As much comfort as these books may provide, however, I still gain the most solace from remembering my favorite Dr. Dolittle character, the Pushmi-Pullyu. A llama with two heads at opposite ends, this fictional character speaks more to the truth about mothering adolescents than any pop psychology book does. Why I was fascinated by this beast as a child I cannot say, but now that I am a mother, he makes me smile when I might otherwise scream from being pushed and pulled at the same time.


Invitation

Pushmi-Pullyu. A child does not need to be in adolescence to behave like Dr. Dolittle's fickle two-headed beast. Write down the writing start Pushmi-Pullyu. On one page, write about a time your child pulled you close: climbed onto your lap, asked for your advice, revealed a secret. On the next page, write about a time he or she pushed you away: let go of your hand, rejected your counsel, slammed the door in your face. The two incidents may be years apart or they may be minutes apart.
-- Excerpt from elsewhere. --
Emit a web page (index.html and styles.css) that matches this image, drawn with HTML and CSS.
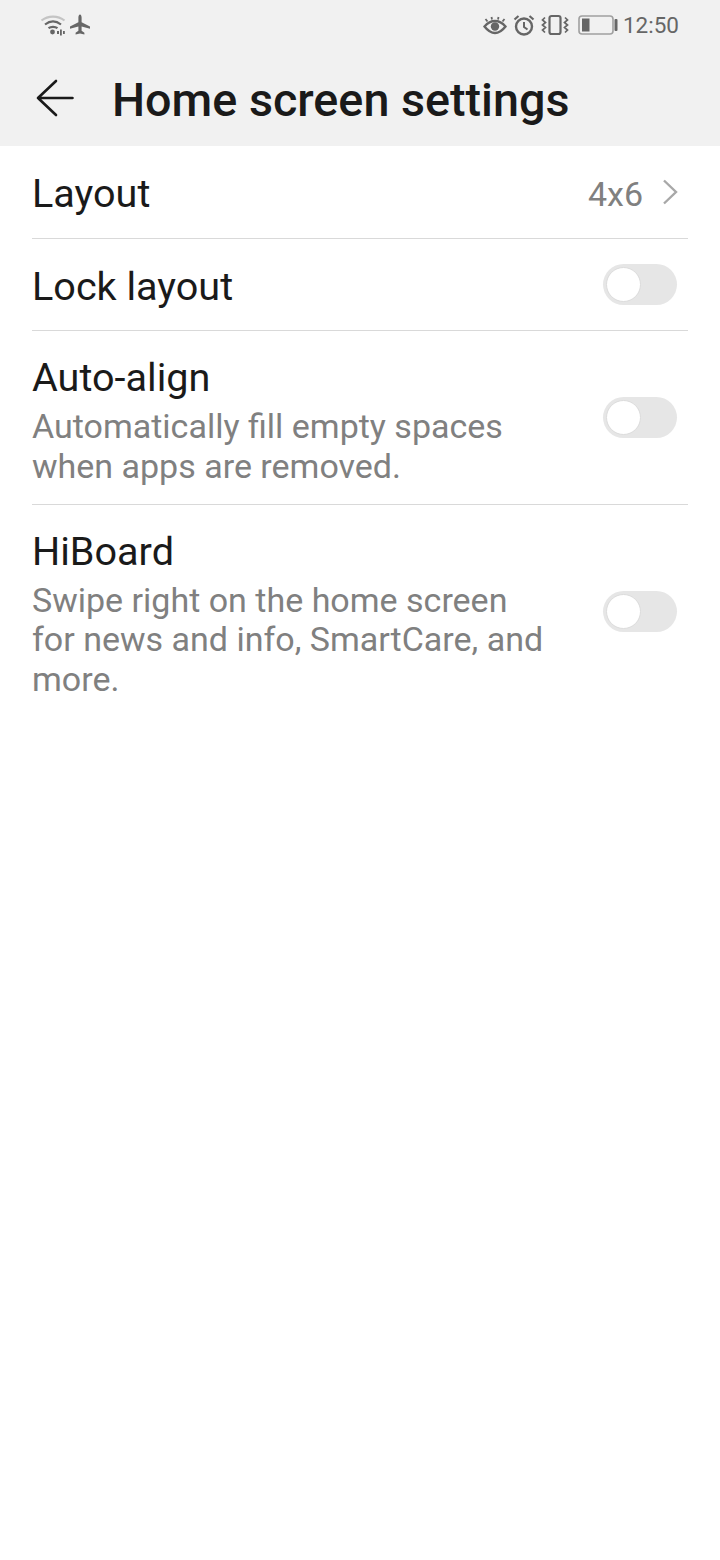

By writing about them in one sitting, you will begin to appreciate the humor that inspired Hugh Lofting to invent his fictional jungle character.


Inspirations

Being a mother is a lifelong lesson in embracing contradiction.
(Camille Peri and Kate Moses)

As anyone who has raised children can attest, motherhood is the world's most intensive course in love.We may experience it, by turns, as a state of grace or oblivion, entrapment or exaltation, profound joy or numbing fatigue. Sometimes we pass through all these emotions in the course of a single day. And yet, the next morning, we are ready to resume.